The holy grail of brain training is something that does transfer, and here there are three good candidates. The first is physical exercise. Simple aerobic exercise, such as walking 45 minutes a day three times a week, improves episodic memory and executive-control functions by about 20 percent, finds Art Kramer of the University of Illinois at Urbana-Champaign. His studies have mostly been done in older adults, so it’s possible the results apply only to people whose brain physiology has begun to deteriorate—except that that happens starting in our 20s. Exercise gooses the creation of new neurons in the region of the hippocampus that files away experiences and new knowledge. It also stimulates the production of neuron fertilizers such as BDNF, as well as of the neurotransmitters that carry brain signals, and of gray matter in the prefrontal cortex. Exercise stimulates the production of new synapses, the connections that constitute functional circuits and whose capacity and efficiency underlie superior intelligence.

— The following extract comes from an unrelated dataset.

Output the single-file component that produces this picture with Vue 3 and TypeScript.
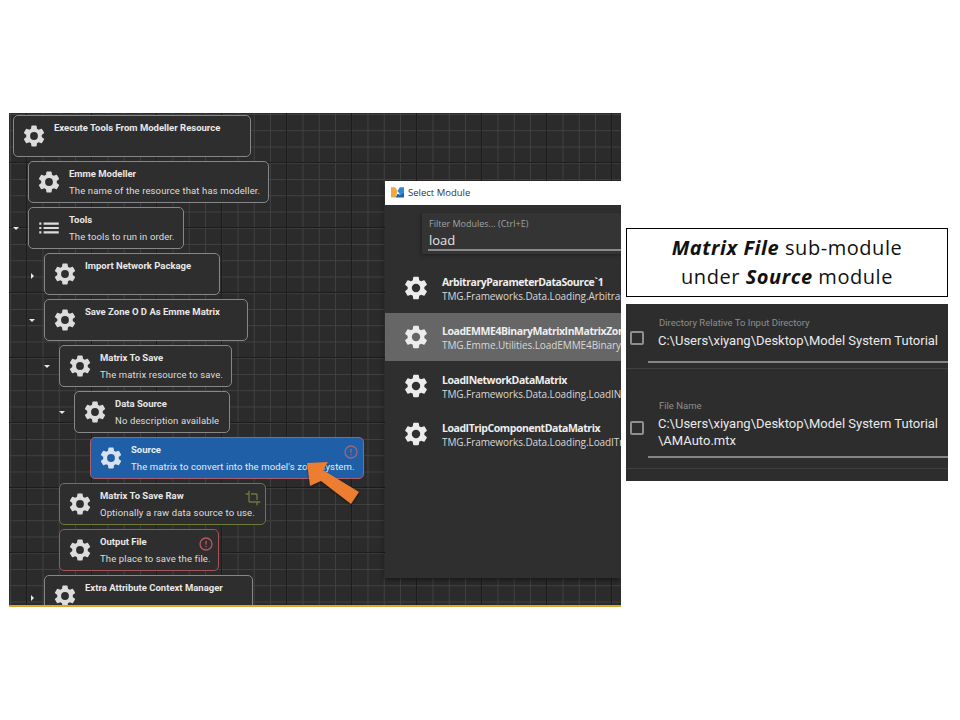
<script setup lang="ts">
interface TreeNode { title: string; desc?: string; left: number; width: number; kind?: string; icon?: string; caret?: string; mark?: string }
const nodes: TreeNode[] = [
  { title: 'Execute Tools From Modeller Resource', left: 4, width: 238 },
  { title: 'Emme Modeller', desc: 'The name of the resource that has modeller.', left: 19, width: 241 },
  { title: 'Tools', desc: 'The tools to run in order.', left: 19, width: 156, icon: 'list', caret: 'down' },
  { title: 'Import Network Package', left: 35, width: 176, caret: 'right' },
  { title: 'Save Zone O D As Emme Matrix', left: 35, width: 204, caret: 'down' },
  { title: 'Matrix To Save', desc: 'The matrix resource to save.', left: 50, width: 173, caret: 'down' },
  { title: 'Data Source', desc: 'No description available', left: 65, width: 156, caret: 'down' },
  { title: 'Source', desc: "The matrix to convert into the model's zone system.", left: 81, width: 274, kind: 'selected', mark: 'alert' },
  { title: 'Matrix To Save Raw', desc: 'Optionally a raw data source to use.', left: 50, width: 207, kind: 'optional', mark: 'crop' },
  { title: 'Output File', desc: 'The place to save the file.', left: 50, width: 160, kind: 'error', mark: 'alert' },
  { title: 'Extra Attribute Context Manager', left: 35, width: 209, caret: 'right' },
]
const modules = [
  { name: 'ArbitraryParameterDataSource`1', path: 'TMG.Frameworks.Data.Loading.ArbitraryParameter' },
  { name: 'LoadEMME4BinaryMatrixInMatrixZoneSystem', path: 'TMG.Emme.Utilities.LoadEMME4BinaryMatrix', active: true },
  { name: 'LoadINetworkDataMatrix', path: 'TMG.Frameworks.Data.Loading.LoadINetworkData' },
  { name: 'LoadITripComponentDataMatrix', path: 'TMG.Frameworks.Data.Loading.LoadITripComp' },
]
const gear = 'M19.14 12.94c.04-.3.06-.61.06-.94s-.02-.64-.07-.94l2.03-1.58a.49.49 0 0 0 .12-.61l-1.92-3.32a.49.49 0 0 0-.59-.22l-2.39.96a7 7 0 0 0-1.62-.94l-.36-2.54a.48.48 0 0 0-.48-.41h-3.84a.48.48 0 0 0-.47.41l-.36 2.54c-.59.24-1.13.57-1.62.94l-2.39-.96a.48.48 0 0 0-.59.22L2.74 8.87a.48.48 0 0 0 .12.61l2.03 1.58c-.05.3-.09.63-.09.94s.02.64.07.94l-2.03 1.58a.49.49 0 0 0-.12.61l1.92 3.32c.12.22.37.29.59.22l2.39-.96c.5.38 1.03.7 1.62.94l.36 2.54c.05.24.24.41.48.41h3.84c.24 0 .44-.17.47-.41l.36-2.54c.59-.24 1.13-.56 1.62-.94l2.39.96c.22.08.47 0 .59-.22l1.92-3.32a.48.48 0 0 0-.12-.61zM12 15.6a3.6 3.6 0 1 1 0-7.2 3.6 3.6 0 0 1 0 7.2z'
</script>

<template>
  <main class="page">
    <section class="canvas">
      <div class="tree">
        <div v-for="n in nodes" :key="n.title" class="row" :style="{ marginLeft: n.left + 'px', width: n.width + 'px' }">
          <span v-if="n.caret" class="caret" :class="n.caret"></span>
          <article class="node" :class="n.kind">
            <svg v-if="n.icon === 'list'" class="nicon" viewBox="0 0 24 24"><path d="M3 13h2v-2H3zm0 4h2v-2H3zm0-8h2V7H3zm4 4h14v-2H7zm0 4h14v-2H7zM7 7v2h14V7z" /></svg>
            <svg v-else class="nicon" viewBox="0 0 24 24"><path :d="gear" /></svg>
            <div class="ntext">
              <div class="ntitle">{{ n.title }}</div>
              <div v-if="n.desc" class="ndesc">{{ n.desc }}</div>
            </div>
            <svg v-if="n.mark === 'alert'" class="mark alert" viewBox="0 0 24 24"><path d="M11 15h2v2h-2zm0-8h2v6h-2zm1-5a10 10 0 1 0 0 20 10 10 0 0 0 0-20zm0 18a8 8 0 1 1 0-16 8 8 0 0 1 0 16z" /></svg>
            <svg v-if="n.mark === 'crop'" class="mark crop" viewBox="0 0 24 24"><path d="M17 15h2V7a2 2 0 0 0-2-2H9v2h8zM7 17V1H5v4H1v2h4v10a2 2 0 0 0 2 2h10v4h2v-4h4v-2z" /></svg>
          </article>
        </div>
      </div>

      <svg class="arrow" viewBox="0 0 56 46">
        <path d="M2 3 L23 2 L18 10 L54 32 L46 44 L16 21 L5 26 Z" />
      </svg>

      <section class="dialog">
        <header class="dtitle">
          <svg class="logo" viewBox="0 0 14 12">
            <path d="M0 1h4.5l2.5 4-2 7H0z" fill="#f2a93b" />
            <path d="M7 5l2.5-4H14v5l-4 3z" fill="#2d86d6" />
            <path d="M5 12l2-4 3 1 4-3v6z" fill="#1c62ad" />
          </svg>
          <span>Select Module</span>
        </header>
        <div class="filter">
          <div class="flabel">Filter Modules... (Ctrl+E)</div>
          <div class="fvalue">load</div>
        </div>
        <ul class="mlist">
          <li v-for="m in modules" :key="m.name" class="mitem" :class="{ active: m.active }">
            <svg class="micon" viewBox="0 0 24 24"><path :d="gear" /></svg>
            <div class="mtext">
              <div class="mname">{{ m.name }}</div>
              <div class="mpath">{{ m.path }}</div>
            </div>
          </li>
        </ul>
      </section>
    </section>

    <aside class="side">
      <div class="caption"><b>Matrix File</b> sub-module<br />under <b>Source</b> module</div>
      <div class="props">
        <div class="prop first">
          <span class="check"></span>
          <div class="field">
            <div class="plabel">Directory Relative To Input Directory</div>
            <div class="pvalue">C:\Users\xiyang\Desktop\Model System Tutorial</div>
          </div>
        </div>
        <div class="prop second">
          <span class="check"></span>
          <div class="field">
            <div class="plabel">File Name</div>
            <div class="pvalue">C:\Users\xiyang\Desktop\Model System Tutorial</div>
            <div class="pvalue next">\AMAuto.mtx</div>
          </div>
        </div>
      </div>
    </aside>
  </main>
</template>

<style>
html, body { margin: 0; background: #fff; }
</style>

<style scoped>
.page { width: 960px; height: 720px; display: flex; align-items: flex-start; padding: 113px 0 0 9px; box-sizing: border-box; background: #fff; overflow: hidden; font-family: Roboto, "Liberation Sans", sans-serif; }
.canvas {
  position: relative; width: 612px; height: 494px; flex: none; overflow: hidden; box-sizing: border-box;
  border-bottom: 2px solid #d8a727;
  background-color: #2b2b2b;
  background-image:
    linear-gradient(#1c1c1c 1px, transparent 1px),
    linear-gradient(90deg, #1c1c1c 1px, transparent 1px),
    linear-gradient(#414141 1px, transparent 1px),
    linear-gradient(90deg, #414141 1px, transparent 1px);
  background-size: 65px 65px, 65px 65px, 16.25px 16.25px, 16.25px 16.25px;
  background-position: 17px 49px, 17px 49px, 1px 1px, 1px 1px;
}
.tree { display: flex; flex-direction: column; gap: 4px; padding-top: 2px; }
.row { position: relative; height: 42px; flex: none; }
.node { height: 42px; box-sizing: border-box; display: flex; position: relative; padding: 5px 8px 0 7px; background: #2e2e2e; border: 1px solid #85878b; border-radius: 5px; color: #f0f0f0; }
.node.selected { background: #1f5fa8; border-color: #a8606e; }
.node.optional { border-color: #6d7a3c; }
.node.error { border-color: #a55458; }
.nicon { width: 26px; height: 26px; fill: #dcdcdc; flex: none; margin: 2px 7px 0 0; }
.ntext { min-width: 0; white-space: nowrap; }
.ntitle { font-size: 9.5px; line-height: 14px; font-weight: 700; color: #e8e8e8; }
.ndesc { font-size: 9.5px; line-height: 14px; margin-top: 3px; color: #dedede; letter-spacing: 0.12px; }
.selected .nicon { fill: #d8e2ee; }
.selected .ndesc, .selected .ntitle { color: #e6edf5; }
.mark { position: absolute; width: 16px; height: 16px; top: 6px; right: 4px; }
.alert { fill: #bb5560; }
.selected .alert { fill: #a0657e; }
.crop { fill: #6d7a3c; }
.caret { position: absolute; top: 20px; left: -15px; width: 0; height: 0; }
.caret.down { border-left: 3px solid transparent; border-right: 3px solid transparent; border-top: 3px solid #e8e8e8; }
.caret.right { left: -13px; border-top: 3px solid transparent; border-bottom: 3px solid transparent; border-left: 3px solid #e8e8e8; }
.arrow { position: absolute; left: 296px; top: 347px; width: 56px; height: 46px; fill: #ed7d31; filter: drop-shadow(0 1px 1px rgba(0,0,0,.5)); }
.dialog { position: absolute; left: 376px; top: 68px; width: 236px; height: 397px; background: #2f2f2f; box-shadow: -1px 2px 5px rgba(0,0,0,.45); font-family: "Open Sans", "Liberation Sans", sans-serif; overflow: hidden; }
.dtitle { height: 24px; background: #fff; display: flex; align-items: center; gap: 4px; padding: 0 0 2px 6px; box-sizing: border-box; font-size: 9.5px; color: #333; }
.logo { width: 13px; height: 12px; flex: none; }
.filter { margin: 8px 0 0 37px; width: 240px; height: 41px; box-sizing: border-box; padding: 5px 0 0 7px; position: relative; background: #343434; box-shadow: -1px 1px 4px rgba(0,0,0,.35); }
.filter::after { content: ''; position: absolute; left: 6px; right: 0; top: 36px; height: 2px; background: #8a8a8a; }
.flabel { font-size: 9px; line-height: 11px; color: #a2a2a2; }
.fvalue { font-size: 13px; line-height: 17px; color: #e4e4e4; margin-top: 3px; }
.mlist { list-style: none; margin: 10px 0 0; padding: 0; }
.mitem { height: 48.67px; display: flex; align-items: center; white-space: nowrap; padding-left: 17px; box-sizing: border-box; }
.mitem.active { background: #666; }
.micon { width: 28px; height: 28px; fill: #ececec; flex: none; margin-right: 12px; }
.mtext { margin-top: 2px; }
.mname { font-size: 10.5px; line-height: 14px; font-weight: 700; letter-spacing: -0.45px; color: #eee; }
.mpath { font-size: 10px; line-height: 14px; letter-spacing: -0.08px; color: #d8d8d8; }
.side { margin: 115px 0 0 5px; width: 322px; flex: none; display: flex; flex-direction: column; gap: 7px; }
.caption { height: 69px; box-sizing: border-box; border: 1px solid #000; background: #fff; font-family: "Open Sans", "Liberation Sans", sans-serif; font-size: 20px; line-height: 29px; letter-spacing: 0.55px; padding-top: 4px; text-align: center; color: #111; }
.caption b { font-style: italic; }
.props { height: 177px; background: #2d2d2d; overflow: hidden; }
.prop { display: flex; position: relative; box-sizing: border-box; }
.prop.first { height: 65px; border-bottom: 1px solid #3f3f3f; padding-top: 13px; }
.prop.second { height: 100px; padding-top: 31px; border-bottom: 1px solid #3f3f3f; }
.check { width: 14px; height: 14px; border: 2px solid #8e8e8e; border-radius: 2px; box-sizing: border-box; flex: none; margin: 14px 0 0 4px; }
.prop.second .check { margin-top: 21px; }
.field { position: relative; margin-left: 4px; padding-left: 10px; flex: 1; height: 46px; }
.prop.second .field { height: 58px; }
.field::after { content: ''; position: absolute; left: 0; right: 0; bottom: 0; height: 2px; background: #858585; }
.plabel { font-size: 9.5px; line-height: 12px; color: #8e8e8e; margin-left: 1px; }
.pvalue { font-size: 13px; line-height: 16px; color: #eaeaea; margin-top: 4px; white-space: nowrap; }
.pvalue.next { margin-top: 1px; }
</style>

Kramer finds that a year of exercise can give a 70-year-old the connectivity of a 30-year-old, improving memory, planning, dealing with ambiguity, and multitasking. “You can think of fitness training as changing the molecular and cellular building blocks that underlie many cognitive skills,” he says. “It thus provides more generalizable benefits than specifically training memory or decision making.”
The second form of overall mental training is meditation, which can increase the thickness of regions that control attention and process sensory signals from the outside world. In a program that neuroscientist Amishi Jha of the University of Miami calls mindfulness-based mind-fitness training, participants build concentration by focusing on one object, such as a particular body sensation. The training, she says, has shown success in enhancing mental agility and attention “by changing brain structure and function so that brain processes are more efficient,” the quality associated with higher intelligence.
Finally, some videogames might improve general mental agility. Stern has trained older adults to play a complex computer-based action game called Space Fortress, which requires players to shoot missiles and destroy the fortress while protecting their spaceship against missiles and mines. “It requires motor control, visual search, working memory, long-term memory, and decision making,” he says. It also requires that elixir of neuroplasticity: attention, specifically the ability to control and switch attention among different tasks. “People get better on tests of memory, motor speed, visual-spatial skills, and tasks requiring cognitive flexibility,” says Stern. Kramer, too, finds that the strategy-heavy videogame Rise of Nations improves executive-control functions such as task switching, working memory, visual short-term memory, and reasoning in older adults.
Few games or training programs have been tested to this extent, and many of those that have been come up short. Those with increasing levels of difficulty and intense demands on attentional capacity—focus as well as switching—probably do the most good … as does taking a brisk walk in between levels.